Second, it is the combined efforts of She-Hulk and Nosferata both that defeated Jack and his cadre. Gerber had earlier established She-Hulk as an individual on the fringes of society, and he creates Nosferata as a Batman anagram to quickly establish this character as a lone wolf. But -- and here is the important message -- even individuals living on the outskirts of society need companionship from time to time. The message is rather subtle throughout most of the story and indeed most of the arc, but Gerber indulges readers in the final panel by providing his message somewhat more obviously. As Nosferata drives She-Hulk back to her hotel, she notes, "The Dark Princess must walk alone. But a little company on the road is sometimes welcome."
Steve Gerber spent a large portion of his run on Sensational She-Hulk treating readers to a wide variety of jokes, gags and puns. Not to mention some classic, old-fashioned superheroics. There's also some social observations -- sans commentary -- that he points out with regard to media and marketing.

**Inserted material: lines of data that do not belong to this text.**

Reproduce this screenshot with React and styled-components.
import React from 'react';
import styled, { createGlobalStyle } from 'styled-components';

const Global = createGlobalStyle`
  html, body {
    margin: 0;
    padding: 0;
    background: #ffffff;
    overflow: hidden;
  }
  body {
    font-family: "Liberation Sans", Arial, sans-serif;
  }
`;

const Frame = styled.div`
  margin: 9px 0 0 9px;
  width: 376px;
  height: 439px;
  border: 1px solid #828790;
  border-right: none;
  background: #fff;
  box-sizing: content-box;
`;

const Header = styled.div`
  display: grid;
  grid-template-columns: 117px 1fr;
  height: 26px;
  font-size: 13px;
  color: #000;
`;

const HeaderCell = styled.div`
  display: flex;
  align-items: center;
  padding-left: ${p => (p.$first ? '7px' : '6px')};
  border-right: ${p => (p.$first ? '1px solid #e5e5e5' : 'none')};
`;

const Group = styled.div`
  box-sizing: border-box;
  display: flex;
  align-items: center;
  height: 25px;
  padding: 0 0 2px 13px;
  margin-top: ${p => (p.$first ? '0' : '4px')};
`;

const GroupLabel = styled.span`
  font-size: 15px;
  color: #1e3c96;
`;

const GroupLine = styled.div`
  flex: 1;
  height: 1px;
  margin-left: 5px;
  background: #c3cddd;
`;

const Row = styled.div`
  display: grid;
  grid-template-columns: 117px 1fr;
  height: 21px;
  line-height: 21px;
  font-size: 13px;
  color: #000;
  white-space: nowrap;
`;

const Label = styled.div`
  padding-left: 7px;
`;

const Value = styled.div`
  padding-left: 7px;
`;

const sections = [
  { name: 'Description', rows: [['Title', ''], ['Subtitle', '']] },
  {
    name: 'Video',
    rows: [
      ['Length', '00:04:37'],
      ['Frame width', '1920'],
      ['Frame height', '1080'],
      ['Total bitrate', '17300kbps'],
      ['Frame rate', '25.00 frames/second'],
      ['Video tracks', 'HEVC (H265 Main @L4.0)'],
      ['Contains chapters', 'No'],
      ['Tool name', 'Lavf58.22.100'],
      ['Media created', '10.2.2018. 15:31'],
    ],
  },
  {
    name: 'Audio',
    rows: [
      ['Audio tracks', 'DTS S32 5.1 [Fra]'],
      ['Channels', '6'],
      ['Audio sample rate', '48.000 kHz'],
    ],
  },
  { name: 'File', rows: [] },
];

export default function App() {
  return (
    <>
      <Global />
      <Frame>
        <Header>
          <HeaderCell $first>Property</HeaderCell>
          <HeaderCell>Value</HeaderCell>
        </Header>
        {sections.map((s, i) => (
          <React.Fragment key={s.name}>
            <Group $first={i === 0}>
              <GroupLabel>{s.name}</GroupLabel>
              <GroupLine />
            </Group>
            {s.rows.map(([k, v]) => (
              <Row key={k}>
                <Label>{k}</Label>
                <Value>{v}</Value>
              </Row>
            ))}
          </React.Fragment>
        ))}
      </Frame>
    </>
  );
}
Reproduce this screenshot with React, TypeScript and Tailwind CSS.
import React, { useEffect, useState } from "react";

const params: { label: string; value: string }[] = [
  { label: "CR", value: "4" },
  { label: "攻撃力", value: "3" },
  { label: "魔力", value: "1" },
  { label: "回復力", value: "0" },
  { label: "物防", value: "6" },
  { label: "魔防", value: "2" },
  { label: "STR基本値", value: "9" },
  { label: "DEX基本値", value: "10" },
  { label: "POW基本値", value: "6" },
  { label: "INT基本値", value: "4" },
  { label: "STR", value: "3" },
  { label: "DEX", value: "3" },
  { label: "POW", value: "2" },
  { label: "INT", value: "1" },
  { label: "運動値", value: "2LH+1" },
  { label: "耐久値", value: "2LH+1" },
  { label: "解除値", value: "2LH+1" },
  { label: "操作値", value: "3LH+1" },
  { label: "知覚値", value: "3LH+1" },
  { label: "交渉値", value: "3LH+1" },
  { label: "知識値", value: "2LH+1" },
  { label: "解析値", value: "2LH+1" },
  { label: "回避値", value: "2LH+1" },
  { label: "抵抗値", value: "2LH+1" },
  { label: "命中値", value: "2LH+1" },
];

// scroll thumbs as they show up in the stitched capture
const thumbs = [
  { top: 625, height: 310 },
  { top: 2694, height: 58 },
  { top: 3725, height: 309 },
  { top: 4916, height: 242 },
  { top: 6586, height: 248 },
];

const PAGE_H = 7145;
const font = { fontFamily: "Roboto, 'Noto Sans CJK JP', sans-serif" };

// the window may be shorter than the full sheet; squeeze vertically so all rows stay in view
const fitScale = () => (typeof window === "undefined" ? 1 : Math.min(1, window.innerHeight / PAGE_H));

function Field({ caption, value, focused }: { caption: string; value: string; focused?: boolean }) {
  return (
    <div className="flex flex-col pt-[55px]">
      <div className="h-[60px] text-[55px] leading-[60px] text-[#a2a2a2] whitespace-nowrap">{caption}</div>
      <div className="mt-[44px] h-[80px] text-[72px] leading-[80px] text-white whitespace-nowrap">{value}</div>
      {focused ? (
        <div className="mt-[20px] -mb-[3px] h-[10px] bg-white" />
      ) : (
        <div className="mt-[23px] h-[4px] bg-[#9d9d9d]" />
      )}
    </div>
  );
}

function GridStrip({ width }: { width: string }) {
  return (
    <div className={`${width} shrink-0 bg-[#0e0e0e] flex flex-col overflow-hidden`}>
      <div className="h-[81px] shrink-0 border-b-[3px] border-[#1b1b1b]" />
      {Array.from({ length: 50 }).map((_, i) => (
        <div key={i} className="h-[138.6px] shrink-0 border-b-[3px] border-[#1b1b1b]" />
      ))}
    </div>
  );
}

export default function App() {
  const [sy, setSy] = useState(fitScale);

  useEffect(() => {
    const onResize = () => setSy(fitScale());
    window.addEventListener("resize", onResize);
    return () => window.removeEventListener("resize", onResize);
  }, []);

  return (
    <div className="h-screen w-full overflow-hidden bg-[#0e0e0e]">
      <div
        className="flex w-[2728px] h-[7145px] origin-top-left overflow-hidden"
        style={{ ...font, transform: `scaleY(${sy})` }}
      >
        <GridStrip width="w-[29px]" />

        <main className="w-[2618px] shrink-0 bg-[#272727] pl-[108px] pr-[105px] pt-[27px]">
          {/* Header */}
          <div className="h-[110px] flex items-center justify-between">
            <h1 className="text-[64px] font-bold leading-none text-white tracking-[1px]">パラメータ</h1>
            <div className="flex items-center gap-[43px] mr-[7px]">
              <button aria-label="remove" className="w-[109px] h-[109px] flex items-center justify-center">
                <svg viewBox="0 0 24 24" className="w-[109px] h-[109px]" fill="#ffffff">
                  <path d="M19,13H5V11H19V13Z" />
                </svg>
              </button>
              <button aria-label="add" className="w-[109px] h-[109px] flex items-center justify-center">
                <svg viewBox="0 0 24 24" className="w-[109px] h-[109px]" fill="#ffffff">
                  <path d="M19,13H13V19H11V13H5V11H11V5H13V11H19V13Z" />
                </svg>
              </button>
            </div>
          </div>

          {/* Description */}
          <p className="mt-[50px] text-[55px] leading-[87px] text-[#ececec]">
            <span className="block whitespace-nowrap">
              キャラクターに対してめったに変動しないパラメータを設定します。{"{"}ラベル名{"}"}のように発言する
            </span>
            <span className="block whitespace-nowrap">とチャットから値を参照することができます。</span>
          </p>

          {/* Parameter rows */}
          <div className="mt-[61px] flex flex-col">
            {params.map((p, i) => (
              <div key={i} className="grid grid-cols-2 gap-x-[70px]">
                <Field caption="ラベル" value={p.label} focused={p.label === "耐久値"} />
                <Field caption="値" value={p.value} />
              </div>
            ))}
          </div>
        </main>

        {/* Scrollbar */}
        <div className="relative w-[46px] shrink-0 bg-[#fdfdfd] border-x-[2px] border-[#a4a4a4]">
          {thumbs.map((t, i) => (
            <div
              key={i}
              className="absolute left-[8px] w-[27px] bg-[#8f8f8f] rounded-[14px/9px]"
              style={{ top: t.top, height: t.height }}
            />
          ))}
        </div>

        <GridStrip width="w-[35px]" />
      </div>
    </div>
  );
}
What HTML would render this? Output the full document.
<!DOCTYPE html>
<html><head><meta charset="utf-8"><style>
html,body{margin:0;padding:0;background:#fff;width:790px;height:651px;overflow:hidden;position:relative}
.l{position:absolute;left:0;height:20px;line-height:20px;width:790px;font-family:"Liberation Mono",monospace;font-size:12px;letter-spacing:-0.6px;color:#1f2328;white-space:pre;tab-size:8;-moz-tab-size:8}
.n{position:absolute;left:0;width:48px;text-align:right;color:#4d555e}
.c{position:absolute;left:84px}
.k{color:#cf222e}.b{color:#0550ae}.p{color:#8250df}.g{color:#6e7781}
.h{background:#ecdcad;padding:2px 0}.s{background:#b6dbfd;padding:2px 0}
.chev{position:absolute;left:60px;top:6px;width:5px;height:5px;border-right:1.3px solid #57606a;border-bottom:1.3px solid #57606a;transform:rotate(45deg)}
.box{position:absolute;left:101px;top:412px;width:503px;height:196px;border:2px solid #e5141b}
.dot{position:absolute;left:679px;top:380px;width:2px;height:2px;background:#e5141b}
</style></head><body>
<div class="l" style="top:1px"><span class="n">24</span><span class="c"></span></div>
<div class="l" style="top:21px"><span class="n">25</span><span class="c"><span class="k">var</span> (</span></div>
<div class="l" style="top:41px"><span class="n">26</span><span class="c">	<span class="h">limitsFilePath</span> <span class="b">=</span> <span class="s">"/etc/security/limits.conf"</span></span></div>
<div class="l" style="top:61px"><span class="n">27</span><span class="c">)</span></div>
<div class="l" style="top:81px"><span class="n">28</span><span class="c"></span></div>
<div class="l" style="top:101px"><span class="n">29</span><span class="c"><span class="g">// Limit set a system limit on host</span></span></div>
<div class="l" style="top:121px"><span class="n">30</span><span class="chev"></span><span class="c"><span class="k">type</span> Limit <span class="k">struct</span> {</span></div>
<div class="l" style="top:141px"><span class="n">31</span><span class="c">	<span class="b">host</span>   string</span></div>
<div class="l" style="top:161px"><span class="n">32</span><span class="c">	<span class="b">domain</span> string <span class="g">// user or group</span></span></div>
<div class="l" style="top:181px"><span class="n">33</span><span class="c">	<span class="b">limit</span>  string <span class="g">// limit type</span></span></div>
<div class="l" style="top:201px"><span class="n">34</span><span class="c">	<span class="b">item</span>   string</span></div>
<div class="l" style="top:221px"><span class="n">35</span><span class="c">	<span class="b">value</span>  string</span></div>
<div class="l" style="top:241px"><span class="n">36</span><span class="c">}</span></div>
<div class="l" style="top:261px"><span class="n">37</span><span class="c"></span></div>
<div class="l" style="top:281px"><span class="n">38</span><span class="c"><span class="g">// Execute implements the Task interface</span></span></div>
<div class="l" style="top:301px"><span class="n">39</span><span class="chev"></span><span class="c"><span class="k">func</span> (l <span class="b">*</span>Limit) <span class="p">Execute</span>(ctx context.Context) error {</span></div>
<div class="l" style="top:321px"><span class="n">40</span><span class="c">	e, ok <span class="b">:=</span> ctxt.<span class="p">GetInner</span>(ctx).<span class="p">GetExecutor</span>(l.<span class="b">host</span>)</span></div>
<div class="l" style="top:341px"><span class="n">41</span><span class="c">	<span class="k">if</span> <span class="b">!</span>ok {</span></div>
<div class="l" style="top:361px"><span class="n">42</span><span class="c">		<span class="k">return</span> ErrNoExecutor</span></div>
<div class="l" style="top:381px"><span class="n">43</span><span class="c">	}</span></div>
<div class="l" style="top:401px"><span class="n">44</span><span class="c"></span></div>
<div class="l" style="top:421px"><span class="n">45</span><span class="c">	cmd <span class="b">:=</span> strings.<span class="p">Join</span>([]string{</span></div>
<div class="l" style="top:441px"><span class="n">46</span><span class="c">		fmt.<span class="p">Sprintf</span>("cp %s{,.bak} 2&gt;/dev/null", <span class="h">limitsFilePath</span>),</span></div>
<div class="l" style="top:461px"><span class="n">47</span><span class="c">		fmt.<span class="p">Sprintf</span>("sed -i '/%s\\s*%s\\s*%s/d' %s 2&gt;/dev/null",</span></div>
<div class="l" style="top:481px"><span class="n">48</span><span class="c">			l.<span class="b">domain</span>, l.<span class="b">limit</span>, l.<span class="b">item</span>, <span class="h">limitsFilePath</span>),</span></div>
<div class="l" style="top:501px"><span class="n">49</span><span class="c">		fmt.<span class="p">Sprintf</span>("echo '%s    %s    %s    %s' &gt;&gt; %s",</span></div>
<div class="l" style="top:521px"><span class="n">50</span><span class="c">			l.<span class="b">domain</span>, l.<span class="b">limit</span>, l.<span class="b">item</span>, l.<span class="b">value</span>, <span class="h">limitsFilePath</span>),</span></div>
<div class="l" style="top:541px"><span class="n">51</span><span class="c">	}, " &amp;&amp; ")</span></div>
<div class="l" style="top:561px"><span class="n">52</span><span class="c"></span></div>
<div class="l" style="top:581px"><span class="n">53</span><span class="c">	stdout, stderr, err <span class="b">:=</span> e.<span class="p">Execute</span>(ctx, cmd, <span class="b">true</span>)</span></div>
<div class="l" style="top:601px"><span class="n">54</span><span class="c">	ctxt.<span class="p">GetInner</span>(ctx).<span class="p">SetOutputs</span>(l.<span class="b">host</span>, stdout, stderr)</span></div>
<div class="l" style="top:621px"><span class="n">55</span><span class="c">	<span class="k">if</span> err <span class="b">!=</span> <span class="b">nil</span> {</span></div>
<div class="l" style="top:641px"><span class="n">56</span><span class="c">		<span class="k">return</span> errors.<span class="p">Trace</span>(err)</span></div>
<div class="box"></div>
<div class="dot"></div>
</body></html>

But running beneath the surface of the whole series, it seems to me, is Gerber commenting on the position of those pushed to the margins of society. That one can embrace one's "otherness" and live happily on the fringe. But at the same time, one of these marginalized individuals does not need to live in complete isolation. From time to time, one can -- and should -- meet up with other like-minded individuals. We may need to walk alone, but a little company along the way is sometimes welcome.